Title: Orthographic and phonological parafoveal processing of consonants, vowels, and tones when reading Thai
Author: Heather Winskel
Email: click here to access email
Homepage: http://uws.clients.squiz.net/psychology/sop/research/?a=45353
Institution: Southern Cross University
Linguistic Field: Phonology; Psycholinguistics
Subject Language: Thai
Abstract: Four eye movement experiments investigated whether readers use parafoveal input to gain information about the phonological or orthographic forms of consonants, vowels, and tones in word recognition when reading Thai silently. Target words were presented in sentences preceded by parafoveal previews in which consonant, vowel, or tone information was manipulated. Previews of homophonous consonants (Experiment 1) and concordant vowels (Experiment 2) did not substantially facilitate processing of the target word, whereas the identical previews did.
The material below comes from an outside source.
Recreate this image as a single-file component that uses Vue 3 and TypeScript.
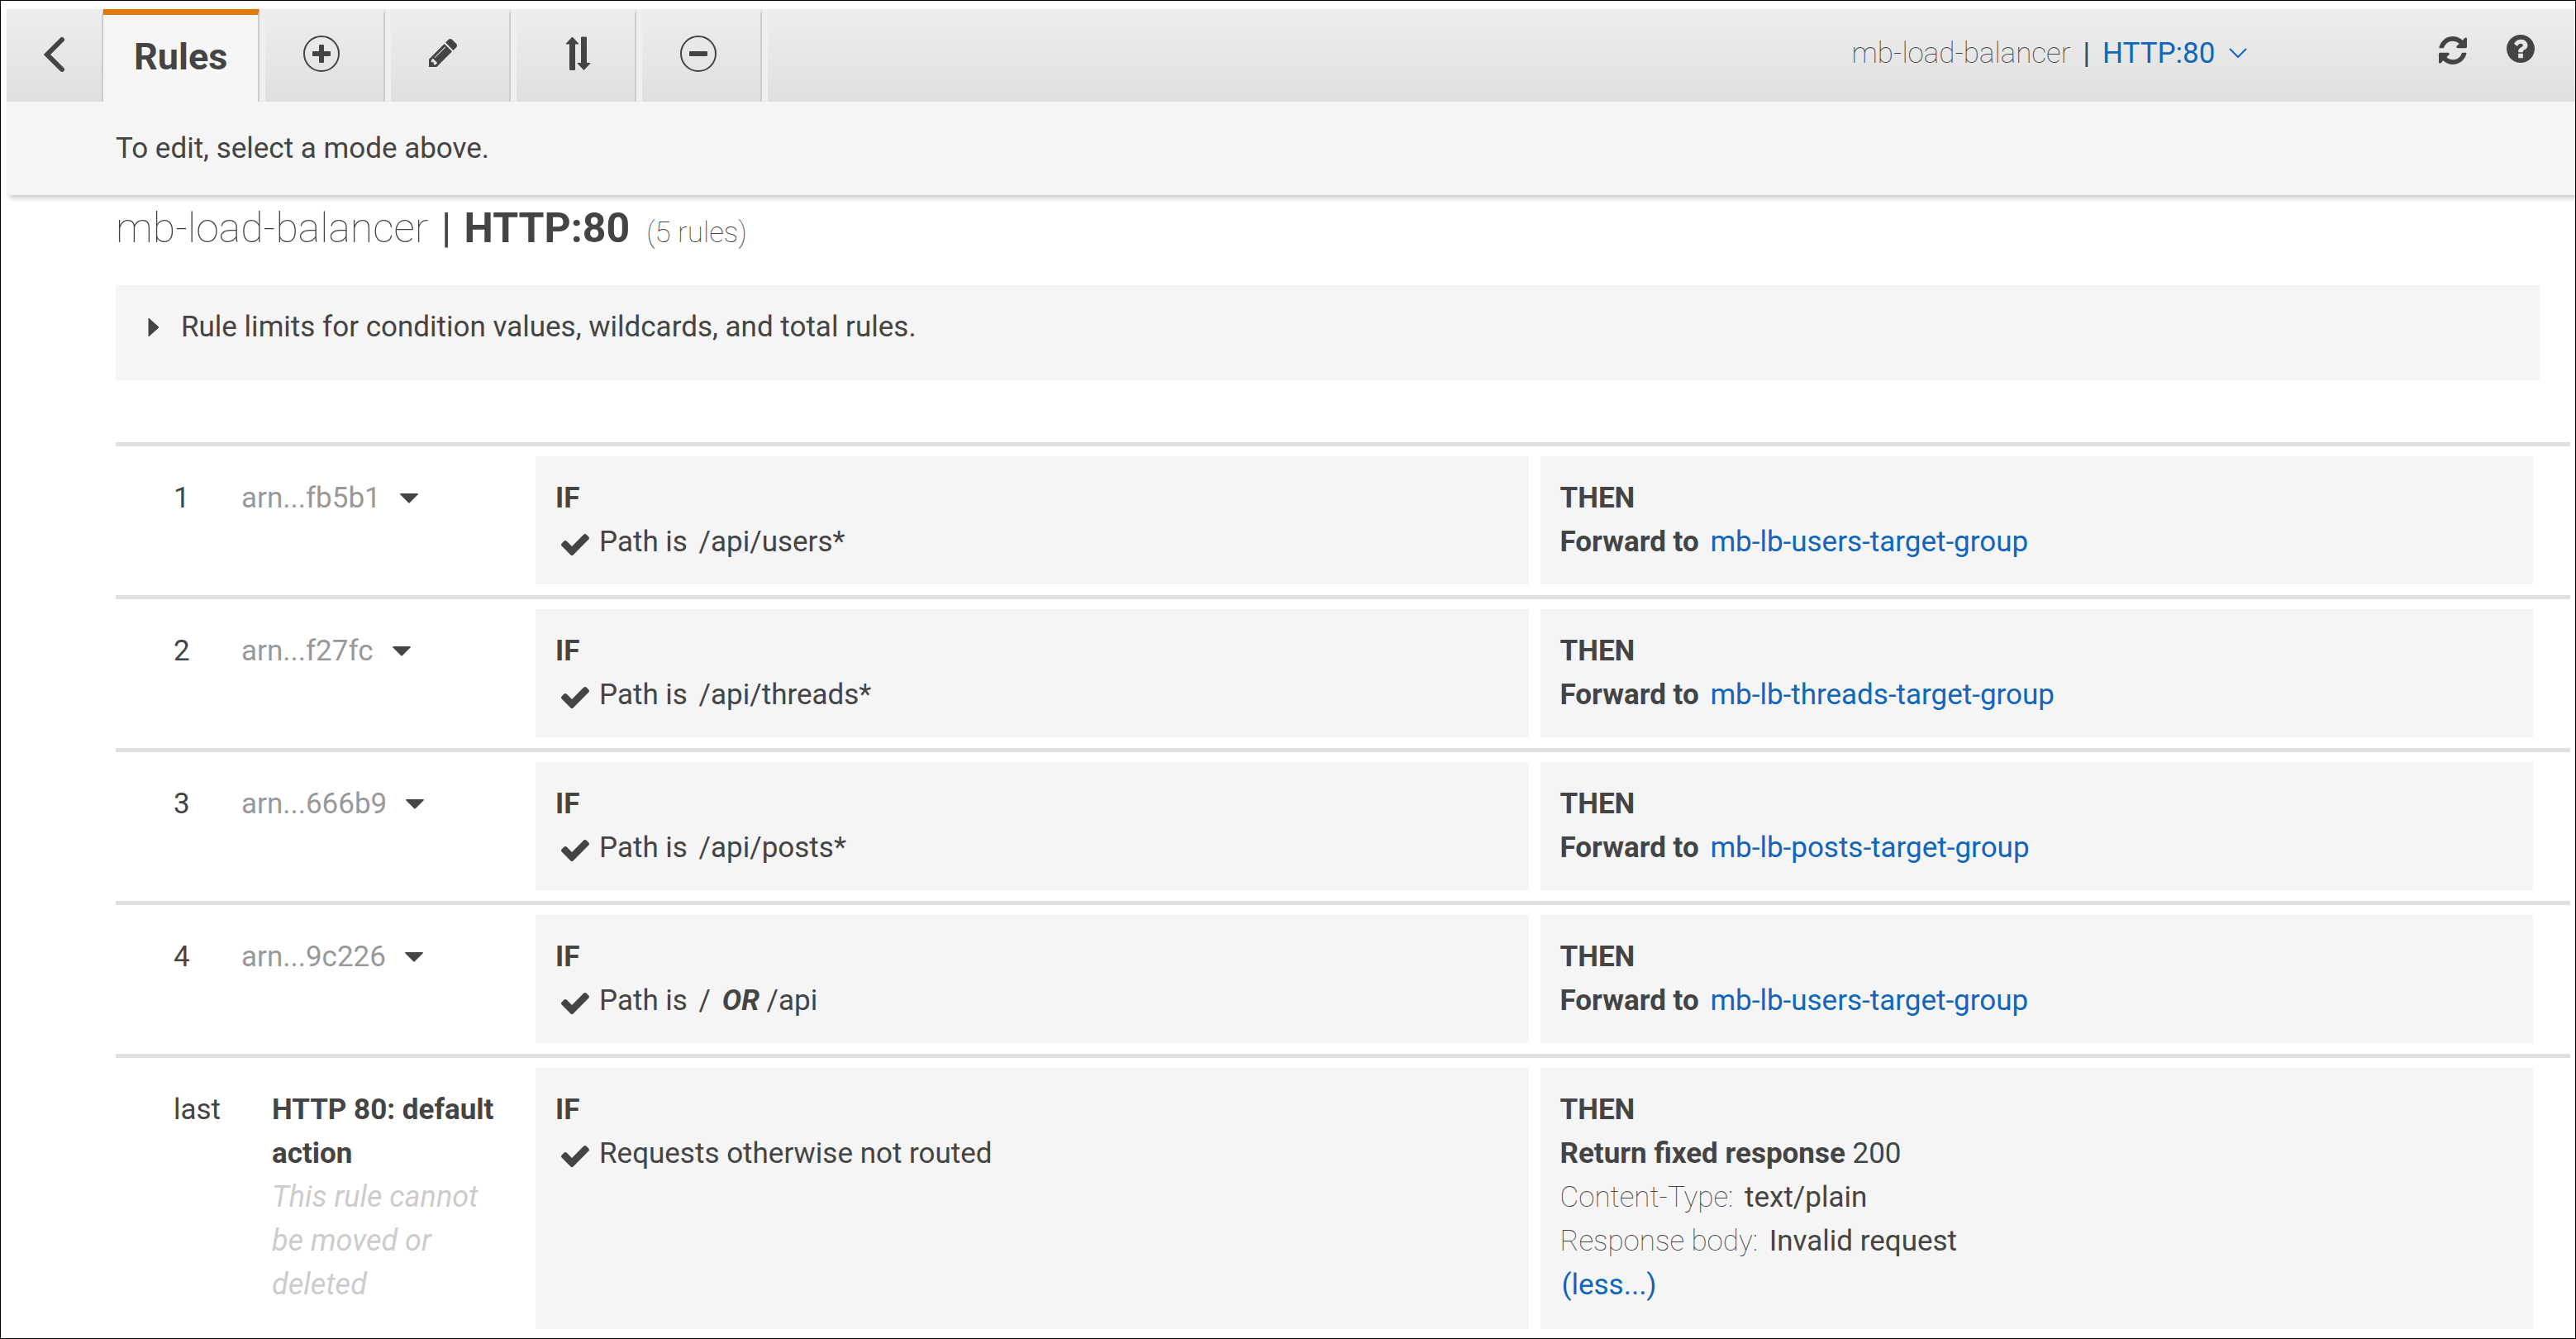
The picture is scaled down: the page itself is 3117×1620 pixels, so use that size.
<script setup lang="ts">
import { ref } from 'vue'

interface Rule {
  order: string
  arn: string
  paths: string[]
  target: string
}

const balancer = 'mb-load-balancer'
const listeners = ['HTTP:80']
const listener = ref(listeners[0])

const rules: Rule[] = [
  { order: '1', arn: 'arn...fb5b1', paths: ['/api/users*'], target: 'mb-lb-users-target-group' },
  { order: '2', arn: 'arn...f27fc', paths: ['/api/threads*'], target: 'mb-lb-threads-target-group' },
  { order: '3', arn: 'arn...666b9', paths: ['/api/posts*'], target: 'mb-lb-posts-target-group' },
  { order: '4', arn: 'arn...9c226', paths: ['/', '/api'], target: 'mb-lb-users-target-group' },
]

const checkPath =
  'M1671 566q0 40-28 68l-724 724-136 136q-28 28-68 28t-68-28l-136-136-362-362q-28-28-28-68t28-68l136-136q28-28 68-28t68 28l294 295 656-657q28-28 68-28t68 28l136 136q28 28 28 68z'
</script>

<template>
  <div class="page">
    <header class="header">
      <nav class="toolbar" aria-label="Rule modes">
        <button class="tab back" type="button" aria-label="Back">
          <svg class="tab-icon" viewBox="0 0 100 44" aria-hidden="true">
            <path d="M59 5 L41 23 L59 41" fill="none" stroke="#444" stroke-width="6" stroke-linecap="round" />
          </svg>
        </button>
        <button class="tab active" type="button">Rules</button>
        <button class="tab mode" type="button" aria-label="Add rules">
          <svg class="tab-icon" viewBox="0 0 100 44" aria-hidden="true">
            <circle cx="46" cy="22" r="21" fill="none" stroke="#444" stroke-width="2" />
            <rect x="35" y="19" width="22" height="6" rx="1" />
            <rect x="43" y="11" width="6" height="22" rx="1" />
          </svg>
        </button>
        <button class="tab mode" type="button" aria-label="Edit rules">
          <svg class="tab-icon" viewBox="0 0 100 44" aria-hidden="true">
            <svg x="24" y="4" width="34" height="34" viewBox="128 149 1515 1515">
              <path d="M491 1536l91-91-235-235-91 91v107h128v128h107zm523-928q0-22-22-22-10 0-17 7l-542 542q-7 7-7 17 0 22 22 22 10 0 17-7l542-542q7-7 7-17zm-54-192l416 416-832 832h-416v-416zm683 96q0 53-37 90l-166 166-416-416 166-165q36-38 90-38 53 0 91 38l235 234q37 39 37 91z" />
            </svg>
          </svg>
        </button>
        <button class="tab mode" type="button" aria-label="Reorder rules">
          <svg class="tab-icon" viewBox="0 0 100 44" aria-hidden="true">
            <path d="M45.500 2 L53 10 H48.500 V41.500 H42.500 V10 H38 Z" stroke="#444" stroke-linejoin="round" />
            <path d="M59.500 41.500 L52 33.500 H56.500 V2 H62.500 V33.500 H67 Z" stroke="#444" stroke-linejoin="round" />
          </svg>
        </button>
        <button class="tab mode" type="button" aria-label="Delete rules">
          <svg class="tab-icon" viewBox="0 0 100 44" aria-hidden="true">
            <circle cx="46" cy="22" r="21" fill="none" stroke="#444" stroke-width="2" />
            <rect x="35" y="19" width="22" height="6" rx="1" />
          </svg>
        </button>
        <div class="tools">
          <label class="thin" for="listener">{{ balancer }}</label>
          <span class="bar">|</span>
          <select id="listener" v-model="listener" class="listener">
            <option v-for="item in listeners" :key="item">{{ item }}</option>
          </select>
          <svg class="chevron" viewBox="0 0 22 12" aria-hidden="true">
            <path d="M1 1 L11 11 L21 1" fill="none" stroke="#16b" stroke-width="2" />
          </svg>
          <button class="tool" type="button" aria-label="Refresh">
            <svg class="refresh" viewBox="128 128 1536 1536" aria-hidden="true">
              <path d="M1639 1056q0 5-1 7-64 268-268 434.500t-478 166.500q-146 0-282.500-55t-243.500-157l-129 129q-19 19-45 19t-45-19-19-45v-448q0-26 19-45t45-19h448q26 0 45 19t19 45-19 45l-137 137q71 66 161 102t187 36q134 0 250-65t186-179q11-17 53-117 8-23 30-23h192q13 0 22.500 9.500t9.500 22.500zm25-800v448q0 26-19 45t-45 19h-448q-26 0-45-19t-19-45 19-45l138-138q-148-137-349-137-134 0-250 65t-186 179q-11 17-53 117-8 23-30 23h-199q-13 0-22.500-9.500t-9.500-22.500v-7q65-268 270-434.500t480-166.500q146 0 284 55.500t245 156.500l130-129q19-19 45-19t45 19 19 45z" />
            </svg>
          </button>
          <button class="tool" type="button" aria-label="Help">
            <svg class="help" viewBox="128 128 1536 1536" aria-hidden="true">
              <path d="M1024 1376v-192q0-14-9-23t-23-9h-192q-14 0-23 9t-9 23v192q0 14 9 23t23 9h192q14 0 23-9t9-23zm256-672q0-88-55.500-163t-138.500-116-170-41q-243 0-371 213-15 24 8 42l132 100q7 6 19 6 16 0 25-12 53-68 86-92 34-24 86-24 48 0 85.500 26t37.500 59q0 38-20 61t-68 45q-63 28-115.500 86.500t-52.500 125.500v36q0 14 9 23t23 9h192q14 0 23-9t9-23q0-19 21.500-49.500t54.500-49.500q32-18 49-28.500t46-35 44.500-48 28-60.500 12.500-81zm384 192q0 209-103 385.500t-279.500 279.500-385.500 103-385.500-103-279.500-279.500-103-385.500 103-385.500 279.500-279.500 385.500-103 385.500 103 279.500 279.500 103 385.500z" />
            </svg>
          </button>
        </div>
      </nav>
      <p class="hint">To edit, select a mode above.</p>
    </header>

    <main class="content">
      <h1 class="title">
        <span class="thin">{{ balancer }}</span> <span class="bar">|</span> <b>{{ listener }}</b>
        <small class="count">({{ rules.length + 1 }} rules)</small>
      </h1>

      <details class="limits">
        <summary>
          <svg class="marker" viewBox="0 0 14 24" aria-hidden="true"><path d="M1 1 L13 12 L1 23 Z" stroke="#444" stroke-linejoin="round" /></svg>
          Rule limits for condition values, wildcards, and total rules.
        </summary>
      </details>

      <ol class="rules">
        <li v-for="rule in rules" :key="rule.order" class="rule">
          <span class="order">{{ rule.order }}</span>
          <div class="name">
            <span class="arn">{{ rule.arn }}</span>
            <button class="caret" type="button" aria-label="Show full ARN">
              <svg viewBox="0 0 24 14" aria-hidden="true"><path d="M2 1 H22 Q23 1 23 2 L13 12 Q12 13 11 12 L1 2 Q1 1 2 1 Z" /></svg>
            </button>
          </div>
          <section class="box">
            <h2>IF</h2>
            <p class="condition">
              <svg class="check" viewBox="121 334 1550 1188" aria-hidden="true"><path :d="checkPath" /></svg>
              <span>Path is <span class="value"><template v-for="(path, i) in rule.paths" :key="path"><template v-if="i > 0">{{ ' ' }}<em class="value">OR</em>{{ ' ' }}</template>{{ path }}</template></span></span>
            </p>
          </section>
          <section class="box">
            <h2>THEN</h2>
            <p><b>Forward to</b> <a class="value" href="#">{{ rule.target }}</a></p>
          </section>
        </li>
        <li class="rule">
          <span class="order">last</span>
          <div class="name default">
            <b>HTTP 80: default action</b>
            <i>This rule cannot be moved or deleted</i>
          </div>
          <section class="box">
            <h2>IF</h2>
            <p class="condition">
              <svg class="check" viewBox="121 334 1550 1188" aria-hidden="true"><path :d="checkPath" /></svg>
              <span>Requests otherwise not routed</span>
            </p>
          </section>
          <section class="box">
            <h2>THEN</h2>
            <p><b>Return fixed response</b> 200</p>
            <p><span class="thin">Content-Type:</span> <span class="value">text/plain</span></p>
            <p><span class="thin">Response body:</span> <span class="value">Invalid request</span></p>
            <button class="less" type="button">(less...)</button>
          </section>
        </li>
      </ol>
    </main>
  </div>
</template>

<style>
body {
  margin: 0;
  background: #fff;
}
</style>

<style scoped>
.page {
  box-sizing: border-box;
  min-height: 100vh;
  border: 1px solid #000;
  padding: 10px 0 0 7px;
  font-family: Roboto, "Liberation Sans", sans-serif;
  font-size: 35px;
  line-height: 53px;
  color: #444;
}

.page * {
  box-sizing: border-box;
}

svg {
  display: block;
  flex: none;
  fill: #444;
}

button,
select {
  margin: 0;
  border: 0;
  padding: 0;
  background: none;
  font: inherit;
  color: inherit;
  cursor: pointer;
}

h2,
p {
  margin: 0;
  font-size: 35px;
}

h2,
b {
  font-weight: 700;
}

a {
  color: #16b;
  text-decoration: none;
}

.thin {
  font-weight: 100;
}

.header {
  background: #f5f5f5;
  box-shadow: 4px 4px 6px rgba(0, 0, 0, 0.2);
}

.toolbar {
  display: flex;
  height: 112px;
  background: #eee;
}

.tab {
  display: flex;
  justify-content: center;
  align-items: flex-start;
  flex: none;
  width: 145px;
  margin-right: 7px;
  border-top: 7px solid transparent;
  border-right: 2px solid #ccc;
  padding-top: 25px;
  background: linear-gradient(#eee, #dfdfdf) border-box;
}

.tab.back {
  width: 117px;
  margin-right: 0;
}

.tab.active {
  width: auto;
  padding: 24px 37px 0;
  border-top-color: #e17800;
  background: #f5f5f5;
  font-size: 45px;
  font-weight: 700;
  text-shadow: 0 3px 3px #fff;
}

.tab-icon {
  width: 100px;
  height: 44px;
}

.tools {
  display: flex;
  align-items: flex-start;
  justify-content: flex-end;
  flex: 1;
  padding: 27px 49px 0 0;
  background: linear-gradient(#eee, #dfdfdf);
}

.tools .bar {
  margin: 0 15px;
}

.listener {
  appearance: none;
  outline: 0;
  height: 53px;
  color: #16b;
}

.chevron {
  width: 22px;
  height: 12px;
  margin: 20px 232px 0 16px;
}

.tool + .tool {
  margin-left: 48px;
}

.refresh,
.help {
  width: 34px;
  height: 34px;
}

.refresh {
  margin-top: 6px;
}

.help {
  margin-top: 4px;
}

.hint {
  padding: 30px 132px;
}

.content {
  padding: 10px 6px 0 132px;
}

.title {
  margin: 0 0 39px;
  font-size: 50px;
  line-height: 60px;
  font-weight: 400;
}

.title .bar {
  margin: 0 3px;
}

.count {
  margin-left: 20px;
  font-size: 35px;
  line-height: 40px;
  font-weight: 100;
}

.limits {
  margin-right: 37px;
  padding: 24px 39px 38px;
  background: #f5f5f5;
}

.limits summary {
  display: flex;
  align-items: center;
  gap: 26px;
  list-style: none;
  cursor: pointer;
}

.marker {
  width: 14px;
  height: 24px;
}

.rules {
  margin: 75px 0 0;
  padding: 0;
  list-style: none;
}

.rule {
  display: flex;
  gap: 14px;
  border-top: 5px solid #dfdfdf;
  padding: 12px 45px 13px 70px;
}

.rule:last-child {
  padding-bottom: 10px;
}

.order {
  flex: none;
  width: 68px;
  padding-top: 24px;
}

.name {
  display: flex;
  align-items: center;
  align-self: flex-start;
  flex: none;
  gap: 22px;
  width: 342px;
  padding-top: 24px;
}

.name.default {
  display: block;
  padding-left: 37px;
  padding-right: 30px;
}

.default b,
.default i {
  display: block;
}

.default i {
  font-size: 36px;
  color: #ccc;
}

.arn {
  color: #999;
}

.caret svg {
  width: 24px;
  height: 14px;
}

.box {
  flex: 1 1 0;
  padding: 24px 24px 25px;
  background: #f5f5f5;
}

.condition {
  display: flex;
  align-items: center;
  gap: 12px;
  padding-left: 7px;
}

.check {
  width: 34px;
  height: 26px;
  margin-top: 7px;
}

.value {
  margin-left: 5px;
}

em {
  font-weight: 700;
}

.less {
  display: block;
  padding: 0 2px 2px;
  color: #16b;
}
</style>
Hence, orthography appears to be playing the prominent role in early word recognition for consonants and vowels. Incorrect tone marker previews (Experiment 3) substantially retarded the subsequent processing of the target word, indicating that lexical tone plays an important role in early word recognition. Vowels in VOP (Experiment 4) did not facilitate processing, which points to vowel position being a significant factor. Primarily, orthographic codes of consonants and vowels (HOP) in conjunction with tone information are assembled from parafoveal input and used for early lexical access.